**Exercise directions**
Repeat the material verbatim. Images are excluded from the copy.

☆ ☆ ☆ ☆ ☆

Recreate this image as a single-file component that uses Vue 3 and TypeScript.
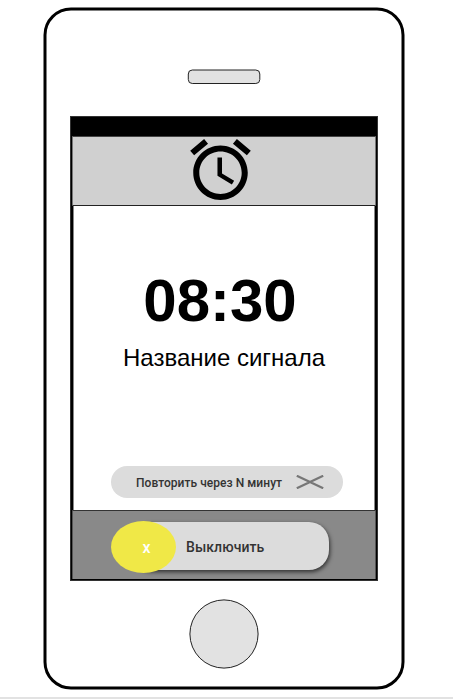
<script setup lang="ts">
import { ref } from 'vue'

const time = ref<string>('08:30')
const title = ref<string>('Название сигнала')
</script>

<template>
  <main class="page">
    <section class="phone">
      <svg class="frame" width="364" height="686" viewBox="0 0 364 686" aria-hidden="true">
        <rect x="3" y="3" width="358" height="679" rx="26" fill="#fff" stroke="#000" stroke-width="3" />
      </svg>
      <svg class="speaker" width="74" height="16" viewBox="0 0 74 16" aria-hidden="true">
        <rect x="1.3" y="1" width="71.5" height="13.5" rx="4" fill="#e2e2e2" stroke="#222" />
      </svg>
      <div class="screen">
        <div class="status"></div>
        <header class="header">
          <svg width="61" height="61" viewBox="2 1.86 20 20.14" aria-hidden="true">
            <path d="M22 5.72l-4.6-3.86-1.29 1.53 4.6 3.86L22 5.72zM7.88 3.39L6.6 1.86 2 5.71l1.29 1.53 4.59-3.85zM12.5 8H11v6l4.75 2.85.75-1.23-4-2.37V8zM12 4c-4.97 0-9 4.03-9 9s4.02 9 9 9c4.97 0 9-4.03 9-9s-4.03-9-9-9zm0 16c-3.87 0-7-3.13-7-7s3.13-7 7-7 7 3.13 7 7-3.13 7-7 7z" />
          </svg>
        </header>
        <div class="content">
          <div class="time">{{ time }}</div>
          <div class="title">{{ title }}</div>
          <button class="snooze" type="button">
            <span>Повторить через N минут</span>
            <svg width="28" height="14" viewBox="0 0 28 14" aria-hidden="true">
              <path d="M.8.8L27.2 13.2M27.2.8L.8 13.2" stroke="#777" stroke-width="2.3" />
            </svg>
          </button>
        </div>
        <footer class="footer">
          <div class="slider">
            <span class="knob">x</span>
            <span class="off">Выключить</span>
          </div>
        </footer>
      </div>
      <svg class="home" width="72" height="72" viewBox="0 0 72 72" aria-hidden="true">
        <circle cx="36" cy="36" r="34.1" fill="#e2e2e2" stroke="#222" />
      </svg>
    </section>
  </main>
</template>

<style>
body {
  background: #fff;
}
</style>

<style scoped>
.page {
  box-sizing: border-box;
  height: 699px;
  padding: 6px 0 0 42px;
  border-bottom: 2px solid #e2e2e2;
  overflow: hidden;
  font-family: "Liberation Sans", Arial, sans-serif;
}
.phone {
  position: relative;
  box-sizing: border-box;
  width: 364px;
  height: 686px;
  padding: 63px 0 0 28px;
  display: flex;
  flex-direction: column;
  align-items: flex-start;
}
.frame {
  position: absolute;
  inset: 0;
  z-index: -1;
}
.speaker {
  margin-left: 117px;
}
.screen {
  box-sizing: border-box;
  width: 308px;
  height: 465px;
  margin-top: 31px;
  border: 1px solid #333;
  background: #000;
  display: flex;
  flex-direction: column;
}
.status {
  height: 19px;
}
.header {
  box-sizing: border-box;
  height: 70px;
  margin: 0 1px;
  padding: 2px 0 0 117px;
  border: 1px solid #777;
  border-top-color: #444;
  border-bottom-color: #222;
  background: #d0d0d0;
}
.header svg {
  display: block;
}
.content {
  box-sizing: border-box;
  height: 304px;
  margin: 0 2px;
  padding: 62px 0 0 37px;
  border-left: 1px solid #888;
  border-right: 1px solid #888;
  background: #fff;
}
.time {
  width: 218px;
  text-align: center;
  font-size: 60px;
  line-height: 66px;
  font-weight: 700;
}
.title {
  margin-top: 10px;
  padding-left: 12px;
  font-size: 24px;
  line-height: 28px;
  white-space: nowrap;
}
.snooze {
  box-sizing: border-box;
  width: 232px;
  height: 32px;
  margin-top: 94px;
  padding: 0 19px 0 25px;
  border: 0;
  border-radius: 16px;
  background: #dcdcdc;
  color: #333;
  display: flex;
  align-items: center;
  justify-content: space-between;
  font: 500 12px Roboto, sans-serif;
  letter-spacing: 0.04px;
  white-space: nowrap;
}
.snooze span {
  padding-top: 2px;
}
.footer {
  box-sizing: border-box;
  height: 69px;
  margin: 0 1px;
  padding: 11px 0 0 58px;
  border: 1px solid #555;
  border-top-color: #333;
  border-bottom: 0;
  background: #898989;
}
.slider {
  width: 198px;
  height: 48px;
  border-radius: 20px;
  background: #dcdcdc;
  box-shadow: 1px 2px 4px rgba(0, 0, 0, 0.65);
  display: flex;
  align-items: center;
  color: #333;
  font: 500 14px Roboto, sans-serif;
  letter-spacing: 0.08px;
}
.knob {
  width: 65px;
  height: 52px;
  margin: 1px 0 0 -20px;
  flex: none;
  border-radius: 50%;
  background: #f0e847;
  color: #fff;
  display: flex;
  align-items: center;
  justify-content: center;
  padding: 1px 0 0 6px;
  box-sizing: border-box;
  font-size: 16px;
}
.off {
  margin-left: 10px;
  padding-top: 2px;
}
.home {
  margin: 17px 0 0 118px;
  flex: none;
}
</style>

☆ ☆ ☆ ☆ ☆

**The answer**
Recreate this image as a single-file component that uses Vue 3 and TypeScript.
<script setup lang="ts">
import { ref } from 'vue'

const time = ref<string>('08:30')
const title = ref<string>('Название сигнала')
</script>

<template>
  <main class="page">
    <section class="phone">
      <svg class="frame" width="364" height="686" viewBox="0 0 364 686" aria-hidden="true">
        <rect x="3" y="3" width="358" height="679" rx="26" fill="#fff" stroke="#000" stroke-width="3" />
      </svg>
      <svg class="speaker" width="74" height="16" viewBox="0 0 74 16" aria-hidden="true">
        <rect x="1.3" y="1" width="71.5" height="13.5" rx="4" fill="#e2e2e2" stroke="#222" />
      </svg>
      <div class="screen">
        <div class="status"></div>
        <header class="header">
          <svg width="61" height="61" viewBox="2 1.86 20 20.14" aria-hidden="true">
            <path d="M22 5.72l-4.6-3.86-1.29 1.53 4.6 3.86L22 5.72zM7.88 3.39L6.6 1.86 2 5.71l1.29 1.53 4.59-3.85zM12.5 8H11v6l4.75 2.85.75-1.23-4-2.37V8zM12 4c-4.97 0-9 4.03-9 9s4.02 9 9 9c4.97 0 9-4.03 9-9s-4.03-9-9-9zm0 16c-3.87 0-7-3.13-7-7s3.13-7 7-7 7 3.13 7 7-3.13 7-7 7z" />
          </svg>
        </header>
        <div class="content">
          <div class="time">{{ time }}</div>
          <div class="title">{{ title }}</div>
          <button class="snooze" type="button">
            <span>Повторить через N минут</span>
            <svg width="28" height="14" viewBox="0 0 28 14" aria-hidden="true">
              <path d="M.8.8L27.2 13.2M27.2.8L.8 13.2" stroke="#777" stroke-width="2.3" />
            </svg>
          </button>
        </div>
        <footer class="footer">
          <div class="slider">
            <span class="knob">x</span>
            <span class="off">Выключить</span>
          </div>
        </footer>
      </div>
      <svg class="home" width="72" height="72" viewBox="0 0 72 72" aria-hidden="true">
        <circle cx="36" cy="36" r="34.1" fill="#e2e2e2" stroke="#222" />
      </svg>
    </section>
  </main>
</template>

<style>
body {
  background: #fff;
}
</style>

<style scoped>
.page {
  box-sizing: border-box;
  height: 699px;
  padding: 6px 0 0 42px;
  border-bottom: 2px solid #e2e2e2;
  overflow: hidden;
  font-family: "Liberation Sans", Arial, sans-serif;
}
.phone {
  position: relative;
  box-sizing: border-box;
  width: 364px;
  height: 686px;
  padding: 63px 0 0 28px;
  display: flex;
  flex-direction: column;
  align-items: flex-start;
}
.frame {
  position: absolute;
  inset: 0;
  z-index: -1;
}
.speaker {
  margin-left: 117px;
}
.screen {
  box-sizing: border-box;
  width: 308px;
  height: 465px;
  margin-top: 31px;
  border: 1px solid #333;
  background: #000;
  display: flex;
  flex-direction: column;
}
.status {
  height: 19px;
}
.header {
  box-sizing: border-box;
  height: 70px;
  margin: 0 1px;
  padding: 2px 0 0 117px;
  border: 1px solid #777;
  border-top-color: #444;
  border-bottom-color: #222;
  background: #d0d0d0;
}
.header svg {
  display: block;
}
.content {
  box-sizing: border-box;
  height: 304px;
  margin: 0 2px;
  padding: 62px 0 0 37px;
  border-left: 1px solid #888;
  border-right: 1px solid #888;
  background: #fff;
}
.time {
  width: 218px;
  text-align: center;
  font-size: 60px;
  line-height: 66px;
  font-weight: 700;
}
.title {
  margin-top: 10px;
  padding-left: 12px;
  font-size: 24px;
  line-height: 28px;
  white-space: nowrap;
}
.snooze {
  box-sizing: border-box;
  width: 232px;
  height: 32px;
  margin-top: 94px;
  padding: 0 19px 0 25px;
  border: 0;
  border-radius: 16px;
  background: #dcdcdc;
  color: #333;
  display: flex;
  align-items: center;
  justify-content: space-between;
  font: 500 12px Roboto, sans-serif;
  letter-spacing: 0.04px;
  white-space: nowrap;
}
.snooze span {
  padding-top: 2px;
}
.footer {
  box-sizing: border-box;
  height: 69px;
  margin: 0 1px;
  padding: 11px 0 0 58px;
  border: 1px solid #555;
  border-top-color: #333;
  border-bottom: 0;
  background: #898989;
}
.slider {
  width: 198px;
  height: 48px;
  border-radius: 20px;
  background: #dcdcdc;
  box-shadow: 1px 2px 4px rgba(0, 0, 0, 0.65);
  display: flex;
  align-items: center;
  color: #333;
  font: 500 14px Roboto, sans-serif;
  letter-spacing: 0.08px;
}
.knob {
  width: 65px;
  height: 52px;
  margin: 1px 0 0 -20px;
  flex: none;
  border-radius: 50%;
  background: #f0e847;
  color: #fff;
  display: flex;
  align-items: center;
  justify-content: center;
  padding: 1px 0 0 6px;
  box-sizing: border-box;
  font-size: 16px;
}
.off {
  margin-left: 10px;
  padding-top: 2px;
}
.home {
  margin: 17px 0 0 118px;
  flex: none;
}
</style>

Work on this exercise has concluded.